Thinking big has been vastly talked about from the "attitude" perspective. However, what fascinates me are some physical observations that show it actually makes sense to have big…

Note (2026): This is the closest thing to a thesis I have for this blog, so I’m happy to have it as the front-door essay. I’ve edited it for clarity and added a few concrete examples; the argument hasn’t changed.

Thinking big is usually sold as an attitude — be ambitious, dream larger, push harder. What actually convinced me of it, years ago, was not a motivational poster but a set of observations from physics and statistics: most of the systems we live inside are nonlinear, and once you start noticing that, “think big” stops being a slogan and starts being a straightforward consequence of how the world works.

A nonlinear system is one where the output is not directly proportional to the input. Double the effort, and you might get ten times the result — or almost none. Most of the interesting outcomes in life live far away from the middle of that curve.

Once you look for it, nonlinearity is almost everywhere:

  • Income and wealth follow a Pareto distribution — a small fraction of people hold most of the total.
  • City sizes, word frequencies, and citation counts follow power laws (Zipf).
  • Compound interest quietly turns small sustained deposits into outsized balances over decades.
  • Neural networks get disproportionately better as you scale parameters, data, and compute together — the scaling laws that shaped the last decade of AI.
  • Viral content and open-source projects follow winner-takes-most dynamics: most die quietly, a few eat the world.
  • Software bugs and security incidents: a small number of them account for most of the damage.

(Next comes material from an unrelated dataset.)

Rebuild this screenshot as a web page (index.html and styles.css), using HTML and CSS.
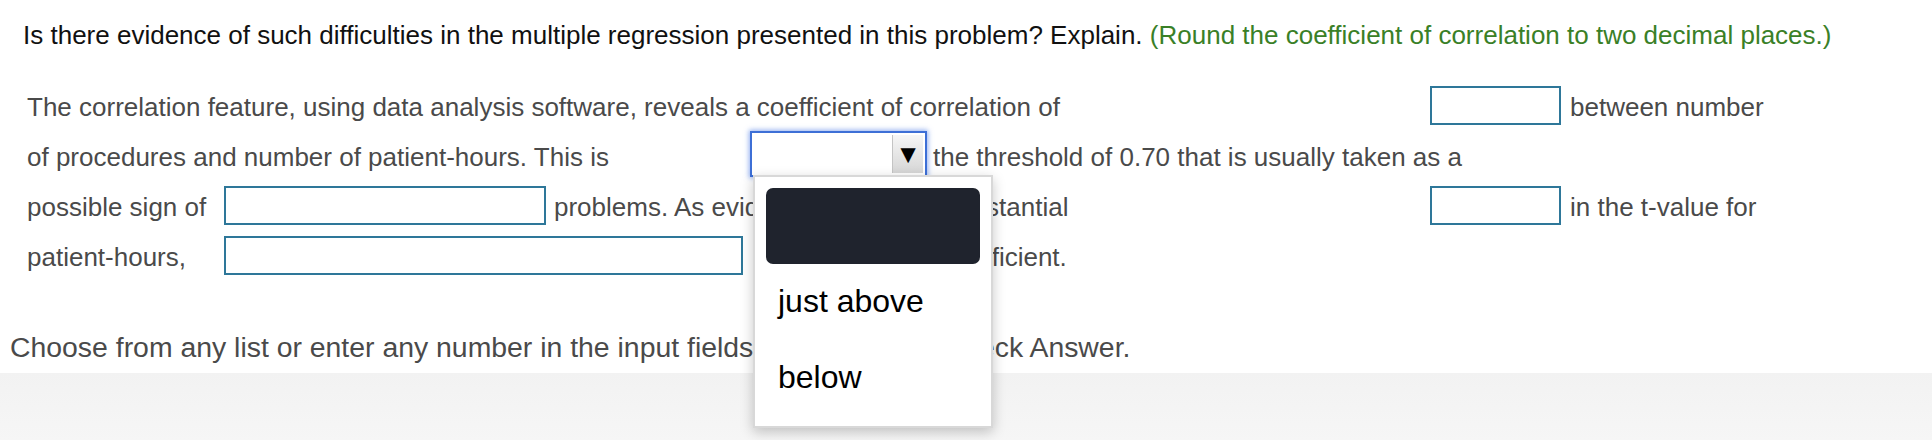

The common thread is that effort-to-outcome is not a straight line. Some work compounds. Some work distributes. Some work unlocks an asymmetric payoff. And a lot of work does none of those things — it just cancels out noise.

The practical question, then, isn’t “how much can I work?” — it’s “what kind of work sits on the steep part of the curve?” A few heuristics I keep coming back to:

  • Does this compound? Will tomorrow’s version be built on top of today’s, or will I be starting from scratch again?
  • Does this distribute? Can one unit of effort reach ten people, a thousand, a million?
  • Is the payoff asymmetric? Small downside, large upside — a classic option.
  • Am I solving a rare problem or a common one? Rare problems concentrate payoff; common ones concentrate competition.

None of this is a recipe for success. But it does make “think big” feel less like a pep talk and more like a reasonable response to the shape of the world. If the system is nonlinear, then the biggest outcomes don’t cost proportionally more effort — they cost different effort. And if you’re going to pick something to spend years on, you might as well pick something that sits on a steep part of the curve.